* Material provided:
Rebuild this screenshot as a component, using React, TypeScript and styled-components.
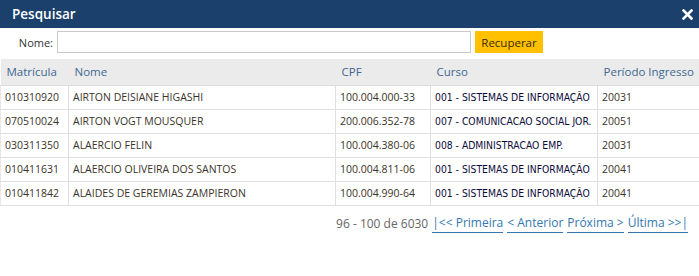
import React from 'react';
import styled, { createGlobalStyle } from 'styled-components';

const GlobalStyle = createGlobalStyle`
    html, body {
        margin : 0;
        padding : 0;
        background : #ffffff;
    }
    body {
        font-family : "Open Sans", "Noto Sans", sans-serif;
    }
`;

const Dialog = styled.div`
    width : 699px;
    height : 276px;
    box-sizing : border-box;
    background : #ffffff;
    display : flex;
    flex-direction : column;
`;

const TitleBar = styled.div`
    height : 28px;
    background : #1a406b;
    color : #ffffff;
    display : flex;
    align-items : center;
    justify-content : space-between;
    padding : 0 6px 0 12px;
    box-sizing : border-box;
    & > .title {
        font-size : 13.5px;
        font-weight : 600;
    }
`;

const CloseButton = styled.button`
    border : none;
    background : transparent;
    padding : 0;
    width : 12px;
    height : 12px;
    display : flex;
    align-items : center;
    justify-content : center;
    cursor : pointer;
`;

const SearchRow = styled.div`
    display : flex;
    align-items : center;
    height : 26px;
    margin-top : 1px;
    & > label {
        width : 53px;
        text-align : right;
        font-size : 11px;
        color : #333333;
        padding-right : 4px;
    }
`;

const NameInput = styled.input`
    width : 414px;
    height : 22px;
    box-sizing : border-box;
    border : 1px solid #c8c8c8;
    outline : none;
    font-size : 11px;
    padding : 0 4px;
`;

const RecoverButton = styled.button`
    margin-left : 4px;
    width : 68px;
    height : 22px;
    border : none;
    background : #ffc000;
    color : #3a2a00;
    font-family : "Open Sans", sans-serif;
    font-size : 11.5px;
    padding : 0;
    cursor : pointer;
`;

const Table = styled.table`
    margin-top : 4px;
    width : 699px;
    border-collapse : collapse;
    table-layout : fixed;
`;

const HeadCell = styled.th<{ $w: number }>`
    width : ${({ $w }) => `${$w}px`};
    box-sizing : border-box;
    height : 26px;
    background : #ebebeb;
    color : #3f6894;
    font-weight : 400;
    font-size : 11.5px;
    text-align : left;
    padding : 0 0 0 6px;
    border-bottom : 1px solid #dddddd;
    white-space : nowrap;
    overflow : visible;
`;

const Cell = styled.td<{ $mono?: boolean }>`
    height : 24px;
    box-sizing : border-box;
    padding : 0 0 0 4px;
    border : 1px solid #e0e0e0;
    font-size : ${({ $mono }) => ($mono ? '10.3px' : '10.5px')};
    font-family : ${({ $mono }) => ($mono ? '"DejaVu Sans Condensed", "DejaVu Sans", sans-serif' : '"Open Sans", sans-serif')};
    color : ${({ $mono }) => ($mono ? '#0c0c3a' : '#3a3328')};
    white-space : nowrap;
    overflow : hidden;
    &:first-child { border-left : 1px solid #e8e8e8; }
    &:last-child { border-right : none; }
`;

const Pager = styled.div`
    display : flex;
    justify-content : flex-end;
    align-items : center;
    gap : 4px;
    padding : 8px 11px 0 0;
    font-size : 12px;
    & > .count {
        color : #666666;
    }
`;

const PageLink = styled.a`
    color : #3377b0;
    text-decoration : none;
    border-bottom : 1px solid #3377b0;
    padding-bottom : 1px;
    cursor : pointer;
`;

const columns = [
    { label: 'Matrícula', w: 68 },
    { label: 'Nome', w: 267 },
    { label: 'CPF', w: 95 },
    { label: 'Curso', w: 167 },
    { label: 'Período Ingresso', w: 102 },
];

const rows = [
    ['010310920', 'AIRTON DEISIANE HIGASHI', '100.004.000-33', '001 - SISTEMAS DE INFORMAÇÃO', '20031'],
    ['070510024', 'AIRTON VOGT MOUSQUER', '200.006.352-78', '007 - COMUNICACAO SOCIAL JOR.', '20051'],
    ['030311350', 'ALAERCIO FELIN', '100.004.380-06', '008 - ADMINISTRACAO EMP.', '20031'],
    ['010411631', 'ALAERCIO OLIVEIRA DOS SANTOS', '100.004.811-06', '001 - SISTEMAS DE INFORMAÇÃO', '20041'],
    ['010411842', 'ALAIDES DE GEREMIAS ZAMPIERON', '100.004.990-64', '001 - SISTEMAS DE INFORMAÇÃO', '20041'],
];

function App() {
    return (
        <>
            <GlobalStyle />
            <Dialog>
                <TitleBar>
                    <span className='title'>Pesquisar</span>
                    <CloseButton aria-label='Fechar'>
                        <svg width='11' height='11' viewBox='0 0 11 11'>
                            <path d='M1.5 1.5 L9.5 9.5 M9.5 1.5 L1.5 9.5' stroke='#ffffff' strokeWidth='2.6' strokeLinecap='square' />
                        </svg>
                    </CloseButton>
                </TitleBar>
                <SearchRow>
                    <label>Nome:</label>
                    <NameInput />
                    <RecoverButton>Recuperar</RecoverButton>
                </SearchRow>
                <Table>
                    <thead>
                        <tr>
                            {columns.map(c => (
                                <HeadCell key={c.label} $w={c.w}>{c.label}</HeadCell>
                            ))}
                        </tr>
                    </thead>
                    <tbody>
                        {rows.map(r => (
                            <tr key={r[0]}>
                                <Cell>{r[0]}</Cell>
                                <Cell>{r[1]}</Cell>
                                <Cell>{r[2]}</Cell>
                                <Cell $mono>{r[3]}</Cell>
                                <Cell>{r[4]}</Cell>
                            </tr>
                        ))}
                    </tbody>
                </Table>
                <Pager>
                    <span className='count'>96 - 100 de 6030</span>
                    <PageLink>|&lt;&lt; Primeira</PageLink>
                    <PageLink>&lt; Anterior</PageLink>
                    <PageLink>Próxima &gt;</PageLink>
                    <PageLink>Última &gt;&gt;|</PageLink>
                </Pager>
            </Dialog>
        </>
    );
}

export default App;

* Task requirements:
Without including any pictures, print all of the material exactly as given.

* Completed task:
Rebuild this screenshot as a component, using React, TypeScript and styled-components.
import React from 'react';
import styled, { createGlobalStyle } from 'styled-components';

const GlobalStyle = createGlobalStyle`
    html, body {
        margin : 0;
        padding : 0;
        background : #ffffff;
    }
    body {
        font-family : "Open Sans", "Noto Sans", sans-serif;
    }
`;

const Dialog = styled.div`
    width : 699px;
    height : 276px;
    box-sizing : border-box;
    background : #ffffff;
    display : flex;
    flex-direction : column;
`;

const TitleBar = styled.div`
    height : 28px;
    background : #1a406b;
    color : #ffffff;
    display : flex;
    align-items : center;
    justify-content : space-between;
    padding : 0 6px 0 12px;
    box-sizing : border-box;
    & > .title {
        font-size : 13.5px;
        font-weight : 600;
    }
`;

const CloseButton = styled.button`
    border : none;
    background : transparent;
    padding : 0;
    width : 12px;
    height : 12px;
    display : flex;
    align-items : center;
    justify-content : center;
    cursor : pointer;
`;

const SearchRow = styled.div`
    display : flex;
    align-items : center;
    height : 26px;
    margin-top : 1px;
    & > label {
        width : 53px;
        text-align : right;
        font-size : 11px;
        color : #333333;
        padding-right : 4px;
    }
`;

const NameInput = styled.input`
    width : 414px;
    height : 22px;
    box-sizing : border-box;
    border : 1px solid #c8c8c8;
    outline : none;
    font-size : 11px;
    padding : 0 4px;
`;

const RecoverButton = styled.button`
    margin-left : 4px;
    width : 68px;
    height : 22px;
    border : none;
    background : #ffc000;
    color : #3a2a00;
    font-family : "Open Sans", sans-serif;
    font-size : 11.5px;
    padding : 0;
    cursor : pointer;
`;

const Table = styled.table`
    margin-top : 4px;
    width : 699px;
    border-collapse : collapse;
    table-layout : fixed;
`;

const HeadCell = styled.th<{ $w: number }>`
    width : ${({ $w }) => `${$w}px`};
    box-sizing : border-box;
    height : 26px;
    background : #ebebeb;
    color : #3f6894;
    font-weight : 400;
    font-size : 11.5px;
    text-align : left;
    padding : 0 0 0 6px;
    border-bottom : 1px solid #dddddd;
    white-space : nowrap;
    overflow : visible;
`;

const Cell = styled.td<{ $mono?: boolean }>`
    height : 24px;
    box-sizing : border-box;
    padding : 0 0 0 4px;
    border : 1px solid #e0e0e0;
    font-size : ${({ $mono }) => ($mono ? '10.3px' : '10.5px')};
    font-family : ${({ $mono }) => ($mono ? '"DejaVu Sans Condensed", "DejaVu Sans", sans-serif' : '"Open Sans", sans-serif')};
    color : ${({ $mono }) => ($mono ? '#0c0c3a' : '#3a3328')};
    white-space : nowrap;
    overflow : hidden;
    &:first-child { border-left : 1px solid #e8e8e8; }
    &:last-child { border-right : none; }
`;

const Pager = styled.div`
    display : flex;
    justify-content : flex-end;
    align-items : center;
    gap : 4px;
    padding : 8px 11px 0 0;
    font-size : 12px;
    & > .count {
        color : #666666;
    }
`;

const PageLink = styled.a`
    color : #3377b0;
    text-decoration : none;
    border-bottom : 1px solid #3377b0;
    padding-bottom : 1px;
    cursor : pointer;
`;

const columns = [
    { label: 'Matrícula', w: 68 },
    { label: 'Nome', w: 267 },
    { label: 'CPF', w: 95 },
    { label: 'Curso', w: 167 },
    { label: 'Período Ingresso', w: 102 },
];

const rows = [
    ['010310920', 'AIRTON DEISIANE HIGASHI', '100.004.000-33', '001 - SISTEMAS DE INFORMAÇÃO', '20031'],
    ['070510024', 'AIRTON VOGT MOUSQUER', '200.006.352-78', '007 - COMUNICACAO SOCIAL JOR.', '20051'],
    ['030311350', 'ALAERCIO FELIN', '100.004.380-06', '008 - ADMINISTRACAO EMP.', '20031'],
    ['010411631', 'ALAERCIO OLIVEIRA DOS SANTOS', '100.004.811-06', '001 - SISTEMAS DE INFORMAÇÃO', '20041'],
    ['010411842', 'ALAIDES DE GEREMIAS ZAMPIERON', '100.004.990-64', '001 - SISTEMAS DE INFORMAÇÃO', '20041'],
];

function App() {
    return (
        <>
            <GlobalStyle />
            <Dialog>
                <TitleBar>
                    <span className='title'>Pesquisar</span>
                    <CloseButton aria-label='Fechar'>
                        <svg width='11' height='11' viewBox='0 0 11 11'>
                            <path d='M1.5 1.5 L9.5 9.5 M9.5 1.5 L1.5 9.5' stroke='#ffffff' strokeWidth='2.6' strokeLinecap='square' />
                        </svg>
                    </CloseButton>
                </TitleBar>
                <SearchRow>
                    <label>Nome:</label>
                    <NameInput />
                    <RecoverButton>Recuperar</RecoverButton>
                </SearchRow>
                <Table>
                    <thead>
                        <tr>
                            {columns.map(c => (
                                <HeadCell key={c.label} $w={c.w}>{c.label}</HeadCell>
                            ))}
                        </tr>
                    </thead>
                    <tbody>
                        {rows.map(r => (
                            <tr key={r[0]}>
                                <Cell>{r[0]}</Cell>
                                <Cell>{r[1]}</Cell>
                                <Cell>{r[2]}</Cell>
                                <Cell $mono>{r[3]}</Cell>
                                <Cell>{r[4]}</Cell>
                            </tr>
                        ))}
                    </tbody>
                </Table>
                <Pager>
                    <span className='count'>96 - 100 de 6030</span>
                    <PageLink>|&lt;&lt; Primeira</PageLink>
                    <PageLink>&lt; Anterior</PageLink>
                    <PageLink>Próxima &gt;</PageLink>
                    <PageLink>Última &gt;&gt;|</PageLink>
                </Pager>
            </Dialog>
        </>
    );
}

export default App;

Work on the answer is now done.